Showing posts with label 650 _0 Depression‚ Mental. Show all posts
Showing posts with label 650 _0 Depression‚ Mental. Show all posts

Sunday, April 12, 2009

Change I Can Believe In

FoxyJ decided a few months ago that she's just not that into her PhD program. She enjoys the classes and does very well in them, but she just doesn't care about getting a PhD that much and a PhD program is the kind of thing you have to care about if you're going to commit all the time and effort required. More than anything, I think she's felt that at this point in her life she wants to focus on being a mom more than on being a student. As she worked through her feelings about school, I was resistant to the idea of her dropping out, mostly for stupid reasons, but also because I worried that she was giving up on something that mattered to her out of a sense of Mormony obligation to be a stay-at-home mom. She assured me this was not the case and I promised that I would support her in whatever she chose to do.

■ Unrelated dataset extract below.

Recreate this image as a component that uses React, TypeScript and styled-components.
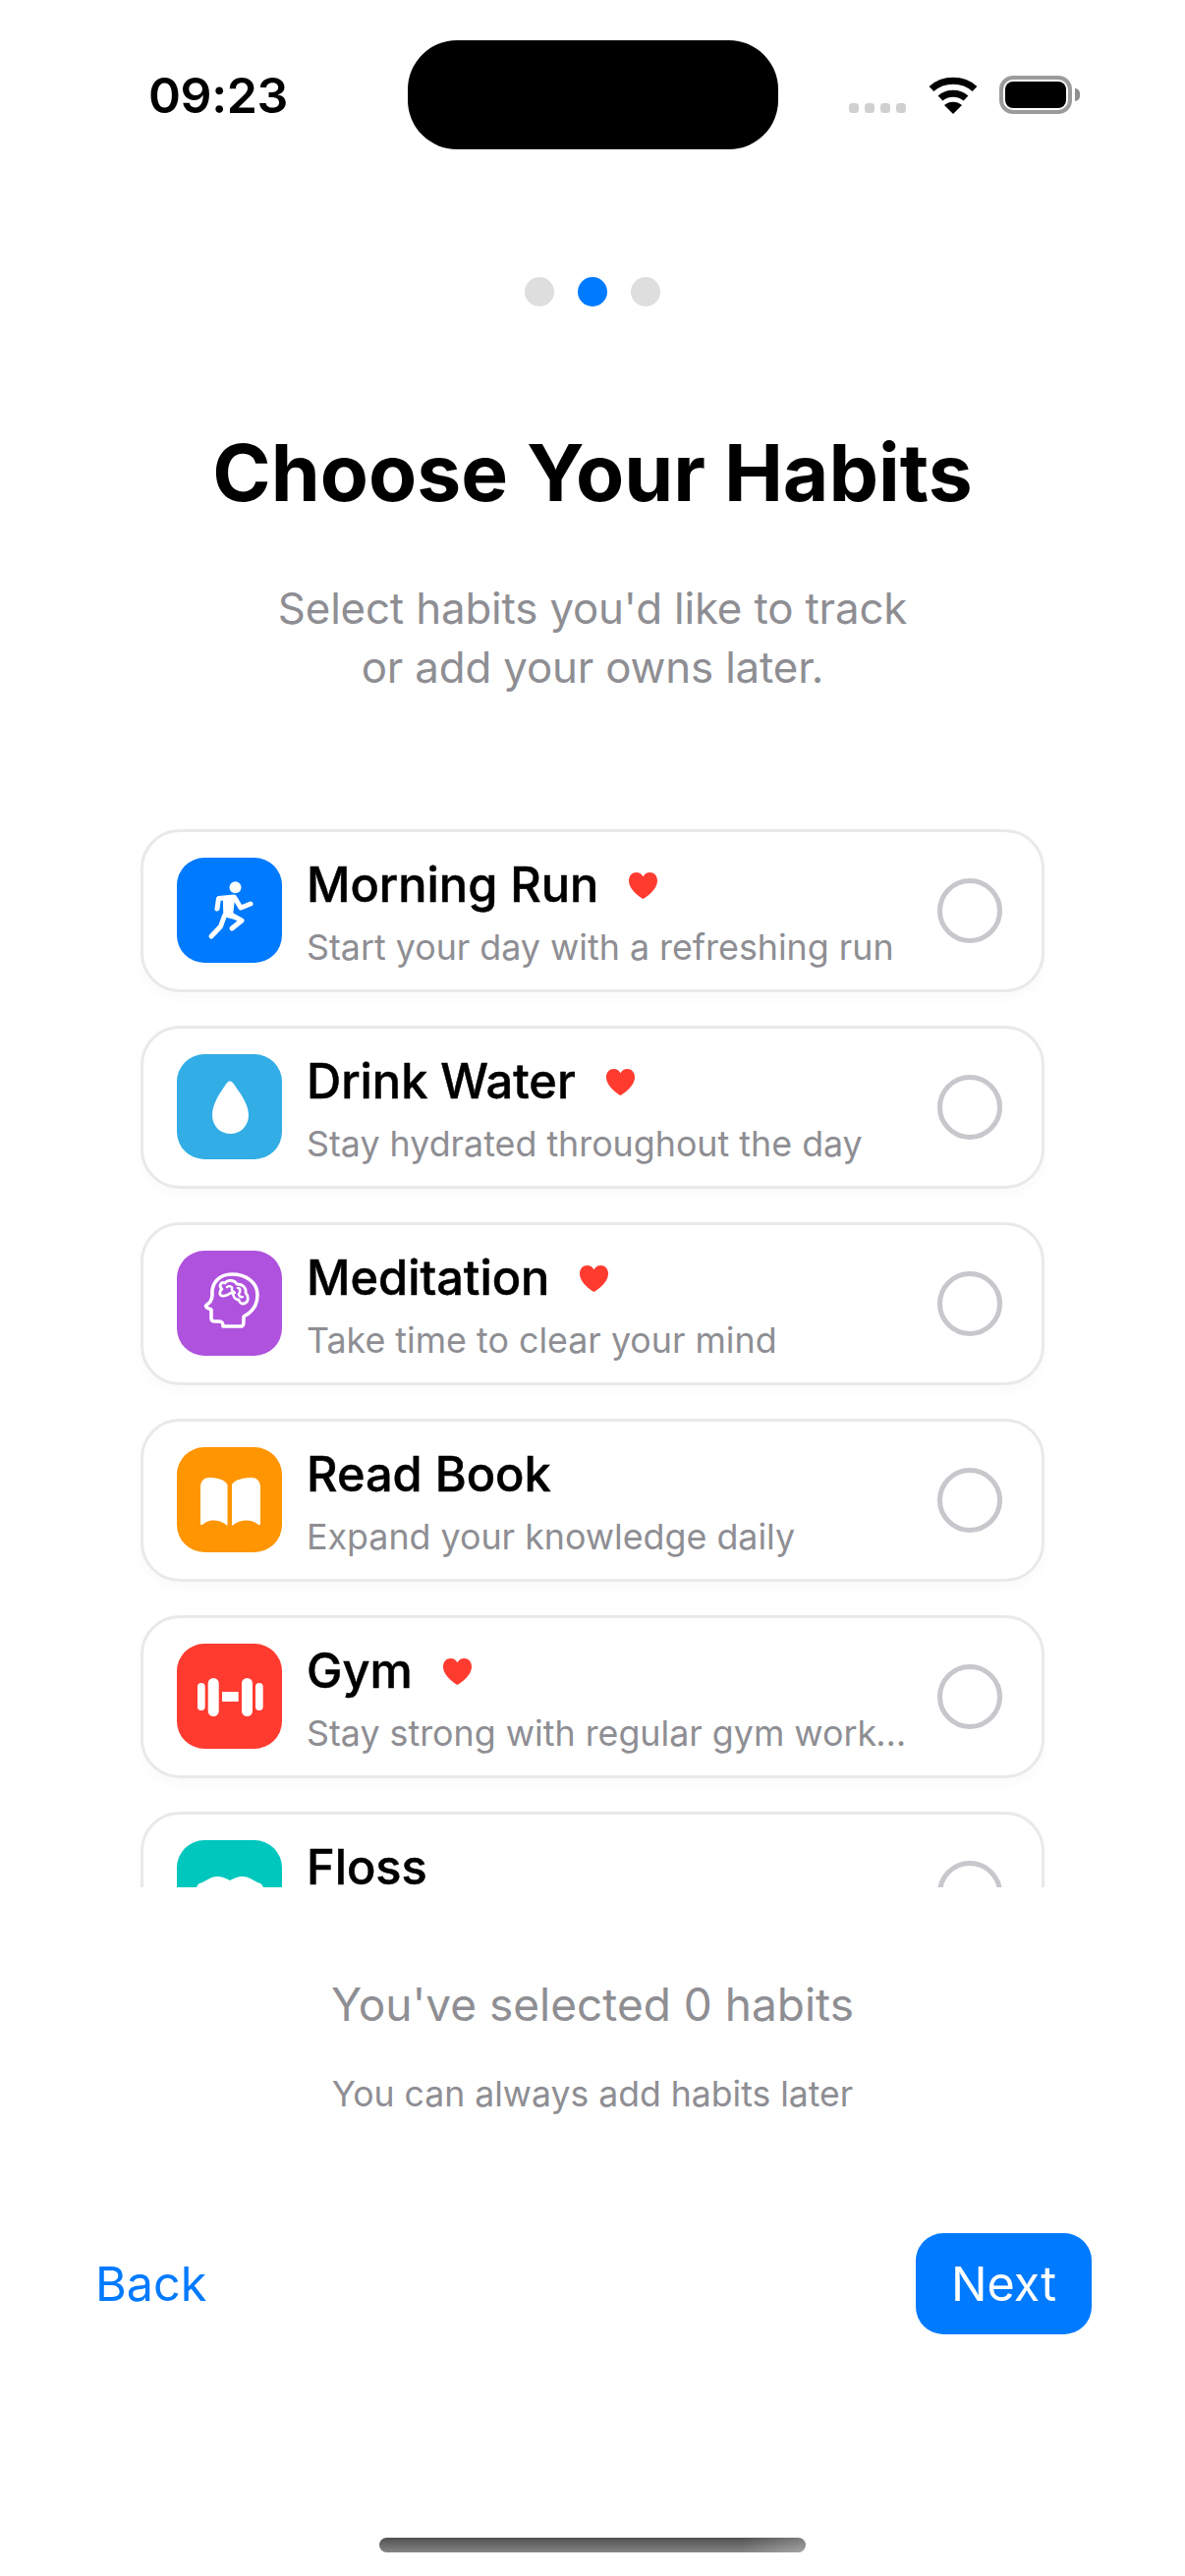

The growing certainty of Foxy leaving the PhD program meant we would need another source of income (she has a nice stipend), so a couple months ago I started looking for full-time employment. At a point where I had already been struggling with depression, this process proved enormously stressful. In the first place, the current economic climate is a horrible one to be looking for a job in--I've applied for several jobs, most of which I was more than qualified for, and not gotten a single interview. In the second place, I really enjoy my current job and am hesitant to give it up. It's only part-time but it pays very well, it allows me a lot of time at home with my family, and it requires very little creative energy, which is a big deal to me because writing is very important to me and I like having as much creative energy as possible for the few hours a week I have time to write. In the third place, the thought of moving to a new city for the third time in three years was a sickening thought. I'm tired of starting over from scratch.

Feeling overwhelmed by all of this, a couple weeks ago I asked Foxy if she wouldn't consider staying in school for just one more year so that we could remain in our current comfortable (for me) situation long enough at least to see what comes of the novel I'm currently revising in hopes of publishing and establishing something like a writing career. She didn't like this idea and I realized a couple days later that it's not fair to ask her to do something she doesn't want to for the sake of saving me from doing something I don't want to. And then I found a solution that makes both of us happy: Utah.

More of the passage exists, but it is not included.